So THIS is why it's harder to sleep as you get older

Photo credit: Tetra Images / Getty
Photo credit: Tetra Images / Getty

From NetDoctor

Ever feel frustrated that your ability to sleep has declined as you've got older? You used to lie in for hours at the weekend as a teenager, but now it's impossible to get back to slumber after waking very early. We're betting a lot of you do.

But now scientists may have pinpointed why a good night's kip becomes more elusive with age. It could be an evolutionary survival trait that helped keep our ancestors alive.

Scientists from the US looked at modern hunter-gatherers – the Hadza people of northern Tanzania - and discovered that when family members of all different ages live together, the differences in their sleeping patterns ensures at least one person is awake, or sleeping very lightly, at all times.
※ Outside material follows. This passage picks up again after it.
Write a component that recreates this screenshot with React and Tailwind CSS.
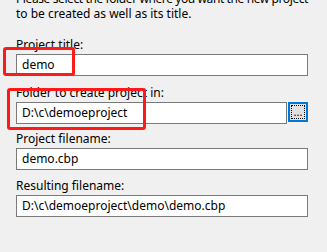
import React from "react";

function Field({ label, value, mt, button }) {
  return (
    <div className={mt}>
      <div className="h-[15px] leading-[15px] whitespace-nowrap">{label}</div>
      <div className="mt-[2px] flex">
        <div
          className={`h-[22px] border border-[#7a7a7a] bg-white pl-[5px] leading-[20px] whitespace-nowrap ${
            button ? "w-[271px]" : "w-[292px]"
          }`}
        >
          {value}
        </div>
        {button && (
          <div className="ml-[1px] w-[20px] h-[20px] bg-[#e1e1e1] border-2 border-[#0078d7] p-[1px]">
            <div className="w-full h-full border border-dotted border-black flex items-end justify-center leading-[10px] text-[11px] pb-[1px]">
              ...
            </div>
          </div>
        )}
      </div>
    </div>
  );
}

export default function App() {
  return (
    <div
      className="relative w-[327px] h-[252px] overflow-hidden bg-[#f0f0f0] text-[12px] text-black"
      style={{ fontFamily: '"Noto Sans", "Open Sans", sans-serif' }}
    >
      <div className="pl-[16px] -mt-[9px]">
        <div className="leading-[15px] whitespace-nowrap tracking-[-0.4px]">
          Please select the folder where you want the new project
        </div>
        <div className="leading-[15px] whitespace-nowrap">
          to be created as well as its title.
        </div>
        <Field label="Project title:" value="demo" mt="mt-[16px]" />
        <Field
          label="Folder to create project in:"
          value="D:\c\demoeproject"
          mt="mt-[9px]"
          button
        />
        <Field label="Project filename:" value="demo.cbp" mt="mt-[7px]" />
        <Field
          label="Resulting filename:"
          value="D:\c\demoeproject\demo\demo.cbp"
          mt="mt-[8px]"
        />
      </div>
      <div className="absolute left-[3px] top-[47px] w-[72px] h-[29px] border-[3px] border-[#ff1a1a] rounded-[3px]" />
      <div className="absolute left-[7px] top-[88px] w-[139px] h-[42px] border-[3px] border-[#ff1a1a] rounded-[3px]" />
    </div>
  );
}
The researchers believe these mismatched sleep schedules may be an evolutionary leftover from a time thousands of years ago when a predator might be on the prowl in the middle of the night.

Study author Charlie Nubb, professor of evolutionary anthropology at Duke University, North Carolina, said:

"A lot of older people go to doctors complaining that they wake up early and can't get back to sleep. But maybe there's nothing wrong with them. Maybe some of the medical issues we have today could be explained not as disorders, but as a relic of an evolutionary past in which they were beneficial."

Any time you have a mixed-age group population, some go to bed early, some later. If you're older you're more of a morning lark. If you're younger you're more of a night owl.

And if you're in a lighter stage of sleep, you'd be more attuned to any kind of threat in the environment, he says.

So while poor sleep is understandably annoying, at least you can tell yourself you're primed for survival next time you wake up too early.

The study will is published in Proceedings of the Royal Society B.